Il y a quelques jours, je me bidonnais encore devant The Five Year Engagement, une production Apatow, co-écrite par l’un de ses acteurs fétiches, Jason Segel, qui y partage l’affiche avec Emily Blunt. Le pitch est simple : Tom et Violet se sont rencontré il y a un an, et sont follement amoureux. Tom demande la main de Violet, elle accepte. Mais elle reçoit une offre d’emploi de l’Université du Michigan. Tom quitte alors son boulot de cuisinier pour la suivre, et les projets de mariage sont dès lors continuellement repoussés. Si j’ai choisi ce film plutôt qu’un autre, c’est qu’il est le prototype de la comédie romantique « apatesque ». Une histoire sans grande originalité sublimée par un scénario qui prend son temps, par des gags merveilleux, mais aussi par un portrait sensible de la relation amoureuse. J’ai une affection particulière pour le personnage de Tom, qui dépérit à vue d’œil dans ce bled du Michigan.                                     3

Les moments les plus drôles sont évidemment les crises du couple, et Tom est particulièrement convaincant en dépressif, fan de chasse et de pulls fantaisie. Le film est relativement long pour une comédie (deux heures), et c’est d’ailleurs l’une des autres clefs des comédies romantiques « apatesques ». Le portrait sur une large période permet de renforcer l’empathie pour un couple qui va lentement évoluer sous nos yeux.
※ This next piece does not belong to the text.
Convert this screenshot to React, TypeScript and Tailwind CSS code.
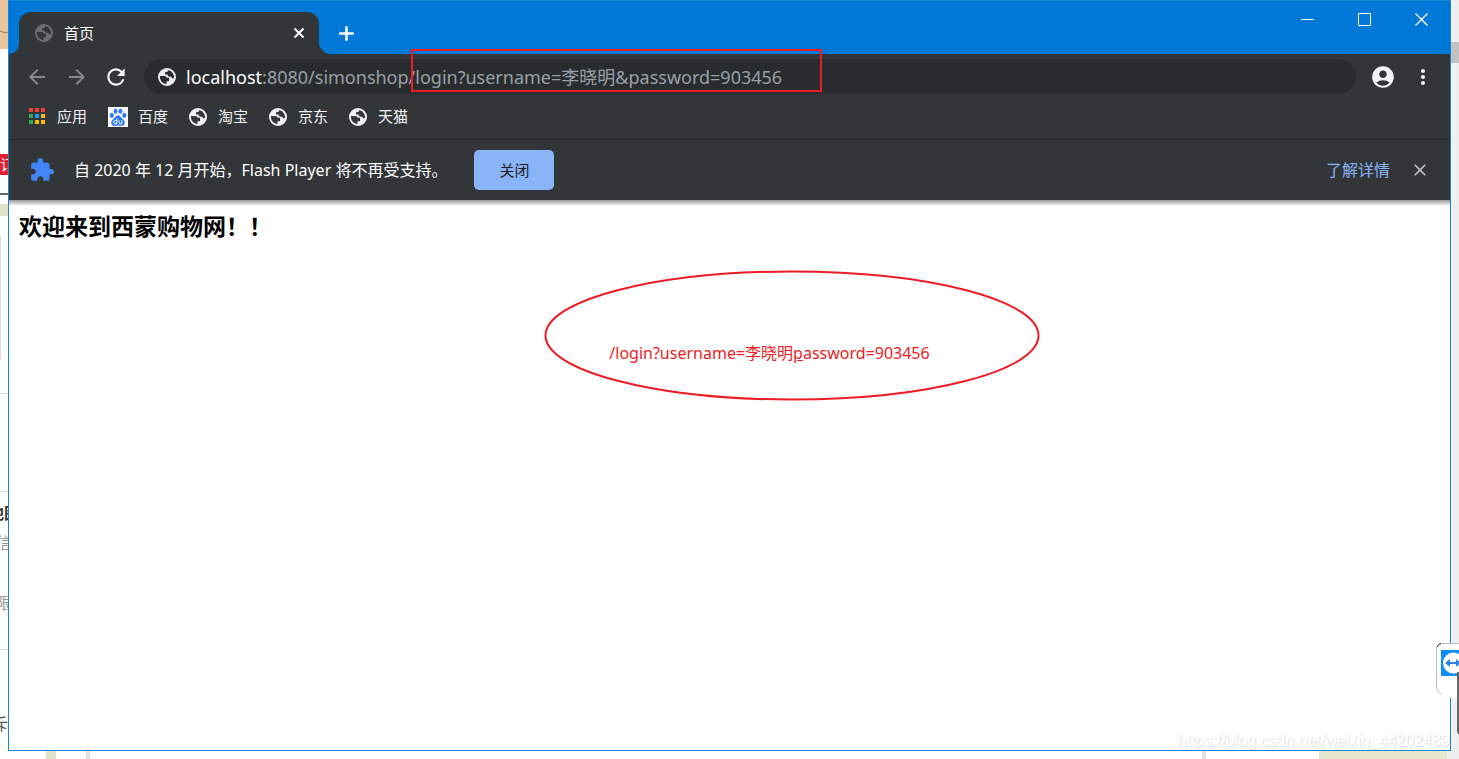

Sa longue descente aux enfers permet également une bonne série de gags savoureux. Un de mes professeurs en cinéma résumerait sans doute mon attrait pour les comédies romantiques comme un « produit direct de l’individualisme bourgeois post-89 ». Une société où chacun travaille pour son bonheur conjugal, où le couple est présenté comme le salut de l’humanité, et l’enfant comme le messie. Mais dans une bonne comédie romantique comme The Five Year Engagement, les protagonistes amoureux sont si bien tournés en dérision qu’on finit par le remettre en question, notre « individualisme bourgeois post-89 ». Petit bémol tout de même : le concept du mariage comme clef miraculeuse d’une relation est un tout petit peu pompant. Mais l’ensemble tient la route, et même si l’amour vous rebute, vous passerez un bon moment à rire des problèmes auxquels on échappe en restant célibataire.